V. PRODUCT LIFE CYCLE MODEL:
The Product Life Cycle Model uses the normal innovation / diffusion Gompertz Function with the added advantage of a matrix of industry critical correlation.

VI. BPI & QI MODELS:
It is essential to effectively measure the relative buying power of various market segments and geographic markets, this is done with a Buying Power Index and a Quality Index. BPI is also useful for determining how effectively a company uses its marketing effort. QI is used to analyse the ability of a market sector or geographic market to purchase unessential goods with a high discretionary index.

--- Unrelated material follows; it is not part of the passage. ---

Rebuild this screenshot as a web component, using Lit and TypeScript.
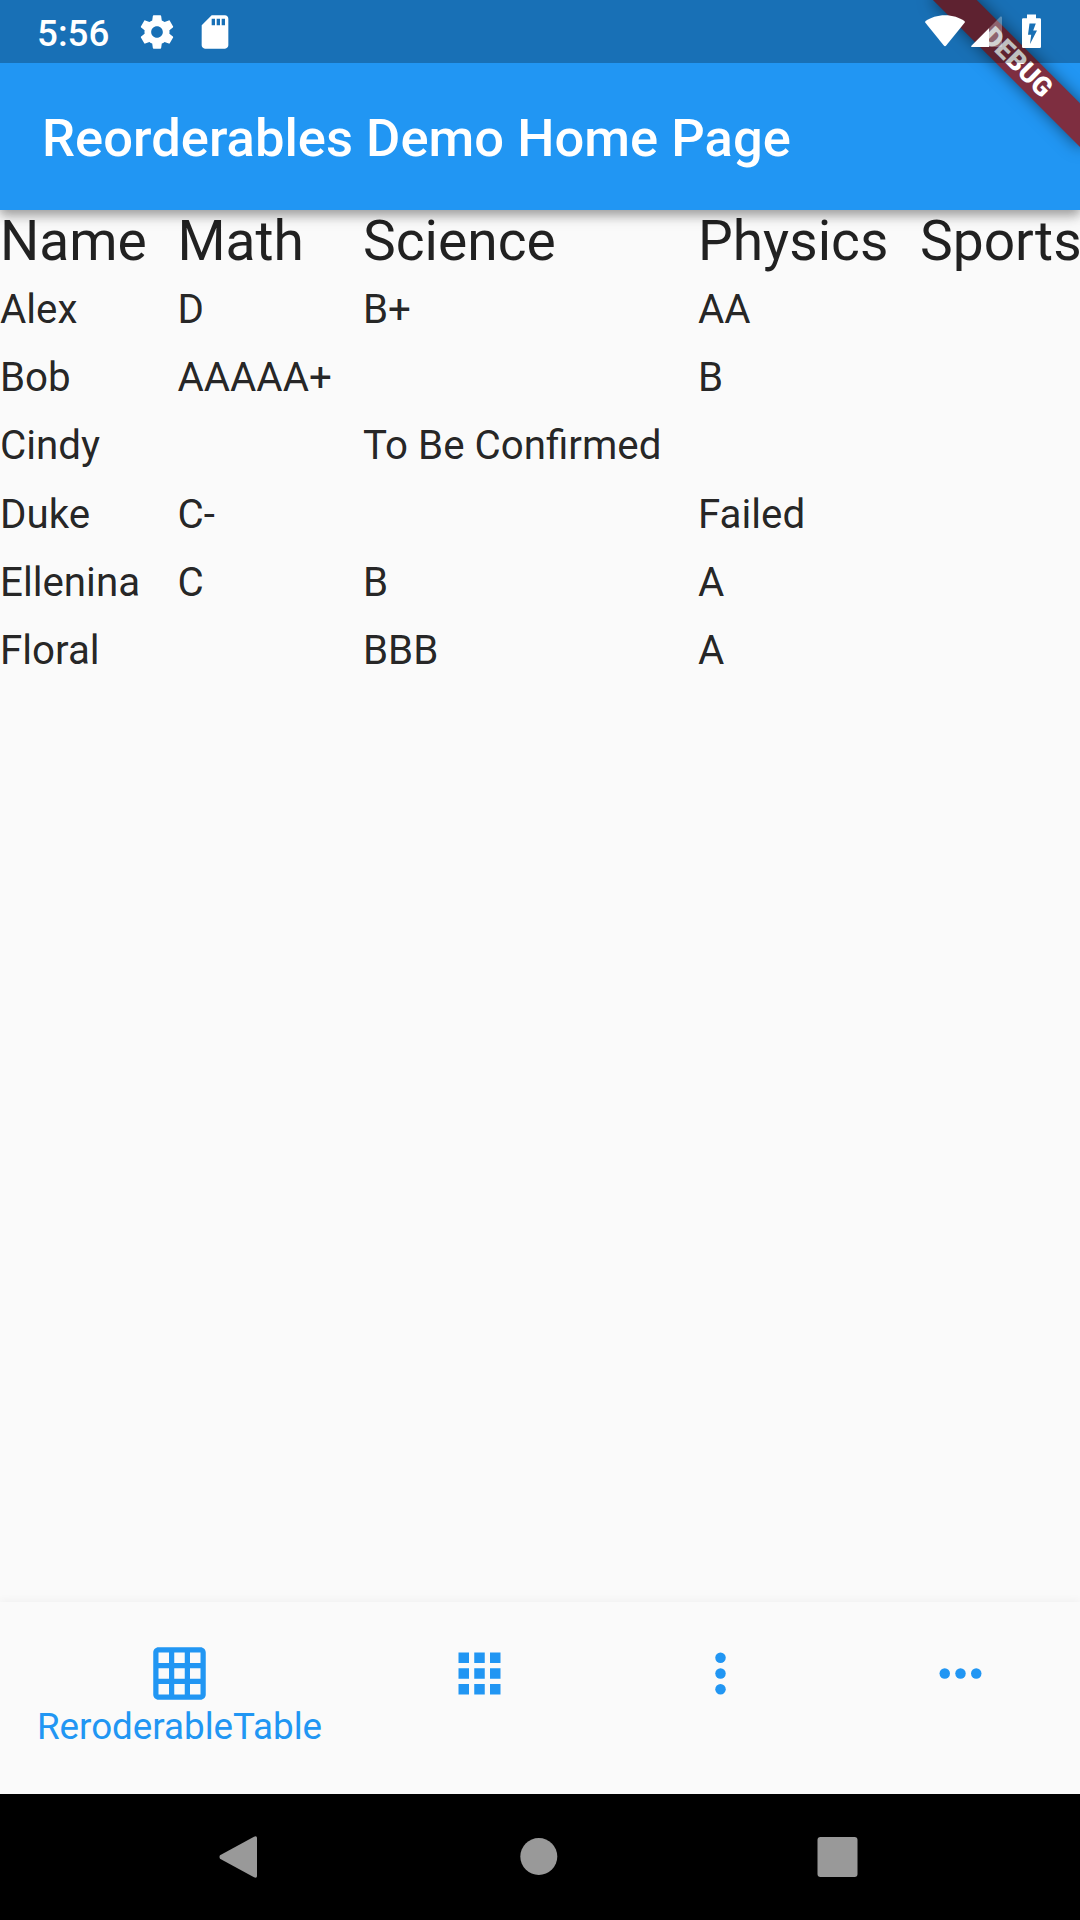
import { LitElement, html, css, svg } from "lit";
import { customElement } from "lit/decorators.js";

const COLUMNS = ["Name", "Math", "Science", "Physics", "Sports"];
const ROWS = [
  ["Alex", "D", "B+", "AA", ""],
  ["Bob", "AAAAA+", "", "B", ""],
  ["Cindy", "", "To Be Confirmed", "", ""],
  ["Duke", "C-", "", "Failed", ""],
  ["Ellenina", "C", "B", "A", ""],
  ["Floral", "", "BBB", "A", ""],
];

const TABS = [
  {
    label: "ReroderableTable",
    icon: svg`<path d="M20 2H4c-1.100 0-2 .9-2 2v16c0 1.100.9 2 2 2h16c1.100 0 2-.9 2-2V4c0-1.100-.9-2-2-2zM8 20H4v-4h4v4zm0-6H4v-4h4v4zm0-6H4V4h4v4zm6 12h-4v-4h4v4zm0-6h-4v-4h4v4zm0-6h-4V4h4v4zm6 12h-4v-4h4v4zm0-6h-4v-4h4v4zm0-6h-4V4h4v4z"/>`,
  },
  {
    label: "",
    icon: svg`<path d="M4 8h4V4H4v4zm6 12h4v-4h-4v4zm-6 0h4v-4H4v4zm0-6h4v-4H4v4zm6 0h4v-4h-4v4zm6-10v4h4V4h-4zm-6 4h4V4h-4v4zm6 6h4v-4h-4v4zm0 6h4v-4h-4v4z"/>`,
  },
  {
    label: "",
    icon: svg`<circle cx="12" cy="6" r="2"/><circle cx="12" cy="12" r="2"/><circle cx="12" cy="18" r="2"/>`,
  },
  {
    label: "",
    icon: svg`<circle cx="6" cy="12" r="2"/><circle cx="12" cy="12" r="2"/><circle cx="18" cy="12" r="2"/>`,
  },
];

@customElement("status-bar")
class StatusBar extends LitElement {
  static styles = css`
    :host {
      display: flex;
      box-sizing: border-box;
      height: 63px;
      padding: 0 39px 0 37px;
      align-items: center;
      justify-content: space-between;
      background: rgba(0, 0, 0, 0.25);
      color: #fff;
    }
    .group { display: flex; align-items: center; height: 63px; }
    .time {
      font: 500 36.75px/43px Roboto, sans-serif;
      width: 100px;
      padding-top: 4px;
    }
    .icon { display: block; fill: #fff; }
    .gear { margin-right: 18px; }
    .wifi { margin-right: 6px; }
    .signal { margin-right: 19px; }
  `;
  render() {
    return html`
      <div class="group">
        <span class="time">5:56</span>
        <svg class="icon gear" width="40" height="40" viewBox="0 0 24 24">
          <path d="M19.430 12.980c.04-.32.07-.64.07-.98s-.03-.66-.07-.98l2.110-1.650c.19-.15.24-.42.12-.64l-2-3.460c-.12-.22-.39-.3-.61-.22l-2.490 1c-.52-.4-1.080-.73-1.690-.98l-.38-2.650C14.460 2.180 14.250 2 14 2h-4c-.25 0-.46.18-.49.42l-.38 2.650c-.61.25-1.170.59-1.690.98l-2.490-1c-.23-.09-.49 0-.61.22l-2 3.460c-.13.22-.07.49.12.64l2.110 1.650c-.04.32-.07.65-.07.98s.03.66.07.98l-2.110 1.650c-.19.15-.24.42-.12.64l2 3.460c.12.22.39.3.61.22l2.490-1c.52.4 1.080.73 1.690.98l.38 2.650c.03.24.24.42.49.42h4c.25 0 .46-.18.49-.42l.38-2.650c.61-.25 1.170-.59 1.690-.98l2.490 1c.23.09.49 0 .61-.22l2-3.460c.12-.22.07-.49-.12-.64l-2.110-1.650zM12 15.500c-1.930 0-3.500-1.570-3.500-3.500s1.570-3.500 3.500-3.500 3.500 1.570 3.500 3.500-1.570 3.500-3.500 3.500z"/>
        </svg>
        <svg class="icon" width="40" height="40" viewBox="0 0 24 24">
          <path d="M18 2h-8L4.020 8 4 20c0 1.100.9 2 2 2h12c1.100 0 2-.9 2-2V4c0-1.100-.9-2-2-2zm-6 6h-2V4h2v4zm3 0h-2V4h2v4zm3 0h-2V4h2v4z"/>
        </svg>
      </div>
      <div class="group">
        <svg class="icon wifi" width="40" height="34" viewBox="0 0 40 34">
          <path d="M20 0.200C12.500 0.200 5.500 2.600 0.600 6Q-0.200 6.800 0.400 7.800L18.600 30.300Q20 32 21.400 30.300L39.600 7.800Q40.200 6.800 39.400 6C34.500 2.600 27.500 0.200 20 0.200Z"/>
        </svg>
        <svg class="icon signal" width="32" height="32" viewBox="0 0 32 32">
          <path d="M0.500 29.800L29.500 0.600Q31 0 31 1.600V30Q31 31 30 31H1Q-0.500 31 0.500 29.800Z" fill-opacity="0.3"/>
          <path d="M0.500 29.800L18 12.200V31H1Q-0.500 31 0.500 29.800Z"/>
        </svg>
        <svg class="icon" width="19" height="36" viewBox="0 -1 19 36">
          <path fill-rule="evenodd" d="M5 -0.500H14V3.200H17.800Q19 3.200 19 4.400V31.800Q19 33 17.800 33H1.200Q0 33 0 31.800V4.400Q0 3.200 1.200 3.200H5ZM7.500 8.500L6 19.700H9.200L8 29L15 15.500H11.200L13.800 8.500Z"/>
        </svg>
      </div>
    `;
  }
}

@customElement("grade-table")
class GradeTable extends LitElement {
  static styles = css`
    :host { display: block; color: rgba(0, 0, 0, 0.87); }
    .row {
      display: grid;
      grid-template-columns: 177.500px 185.500px 335px 222px 1fr;
      height: 68.250px;
      align-items: center;
      font: 400 40.300px/47px Roboto, sans-serif;
      white-space: nowrap;
    }
    .header {
      height: 65.250px;
      align-items: start;
      font-size: 55.125px;
      line-height: 62px;
    }
  `;
  render() {
    return html`
      <div class="row header">${COLUMNS.map((c) => html`<span>${c}</span>`)}</div>
      ${ROWS.map(
        (r) => html`<div class="row">${r.map((c) => html`<span>${c}</span>`)}</div>`
      )}
    `;
  }
}

@customElement("tab-bar")
class TabBar extends LitElement {
  static styles = css`
    :host {
      display: grid;
      grid-template-columns: 359px 241px 240px 240px;
      box-sizing: border-box;
      height: 192px;
      padding-top: 40px;
      background: #fafafa;
      box-shadow: 0 -2px 8px rgba(0, 0, 0, 0.04);
    }
    .tab { display: flex; flex-direction: column; align-items: center; color: #2196f3; }
    .icon { display: block; width: 63px; height: 63px; fill: #2196f3; }
    .label { font: 400 36.750px/43px Roboto, sans-serif; }
  `;
  render() {
    return TABS.map(
      (t) => html`<div class="tab">
        <svg class="icon" viewBox="0 0 24 24">${t.icon}</svg>
        <span class="label">${t.label}</span>
      </div>`
    );
  }
}

@customElement("system-nav")
class SystemNav extends LitElement {
  static styles = css`
    :host {
      display: flex;
      height: 126px;
      align-items: center;
      background: #000;
      justify-content: center;
      padding-right: 2px;
    }
    .slot { width: 299px; display: flex; justify-content: center; }
    .icon { display: block; fill: #999; }
  `;
  render() {
    return html`
      <div class="slot">
        <svg class="icon" width="42" height="42" viewBox="0 0 42 42">
          <path d="M1 19.300L35 0.700Q38 -0.500 38 2V40Q38 42.500 35 41.300L1 22.700Q0 21 1 19.300Z"/>
        </svg>
      </div>
      <div class="slot">
        <svg class="icon" width="42" height="42" viewBox="0 0 42 42"><circle cx="20.800" cy="20.500" r="18.500"/></svg>
      </div>
      <div class="slot">
        <svg class="icon" width="42" height="42" viewBox="0 0 42 42"><rect x="0.500" y="1" width="40" height="40" rx="3"/></svg>
      </div>
    `;
  }
}

@customElement("app-root")
class AppRoot extends LitElement {
  static styles = css`
    :host {
      display: flex;
      flex-direction: column;
      position: relative;
      width: 1080px;
      height: 1920px;
      overflow: hidden;
      background: #fafafa;
      font-family: Roboto, sans-serif;
    }
    .top {
      position: relative;
      height: 210px;
      flex: none;
      background: #2196f3;
      box-shadow: 0 5px 10px rgba(0, 0, 0, 0.22), 0 9px 13px rgba(0, 0, 0, 0.1),
        0 2px 10px rgba(0, 0, 0, 0.12);
    }
    .status { position: relative; z-index: 2; }
    .title {
      margin: 0;
      padding-left: 42px;
      color: #fff;
      font-size: 52.500px;
      font-weight: 500;
      letter-spacing: 0.03px;
      line-height: 150px;
      height: 147px;
      white-space: nowrap;
    }
    .ribbon {
      position: absolute;
      z-index: 1;
      left: 975px;
      top: 73px;
      width: 210px;
      height: 31px;
      transform-origin: 105px -73px;
      transform: rotate(45deg);
      background: #7e2e40;
      box-shadow: 0 0 16px rgba(0, 0, 0, 0.5);
      color: #fff;
      font-size: 26.800px;
      font-weight: 900;
      line-height: 31px;
      text-align: center;
    }
    .body { flex: 1; }
  `;
  render() {
    return html`
      <header class="top">
        <status-bar class="status"></status-bar>
        <h1 class="title">Reorderables Demo Home Page</h1>
        <div class="ribbon">DEBUG</div>
      </header>
      <grade-table class="body"></grade-table>
      <tab-bar></tab-bar>
      <system-nav></system-nav>
    `;
  }
}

Additionally, a number of other programs may have to be used, including:

i. Market Saturation Index;

ii. Inventory costs;

iii. Recorder points (Trade);

iv. MNR:MC ratios

VII. ADVERTISING EFFICIENCY MODELS:
These models evaluate the effect of revenue / advertising relationships over time and is designed to investigate those functions of advertising efficiency which affect revenue and to provide predictions on the actions of those factors over time.

The main functions of the model are:
1. The Sales Decay Constant, which measures advertising effect over time.

2. The Market Saturation Level, which investigates the effectiveness of the media mix and the asymptotic values of the media expenditure.

3. The Sales Response Constant, which gives the ratio between revenue and advertising.

The above models provide the Coefficient of Advertising Efficiency at a given revenue / advertising expenditure function.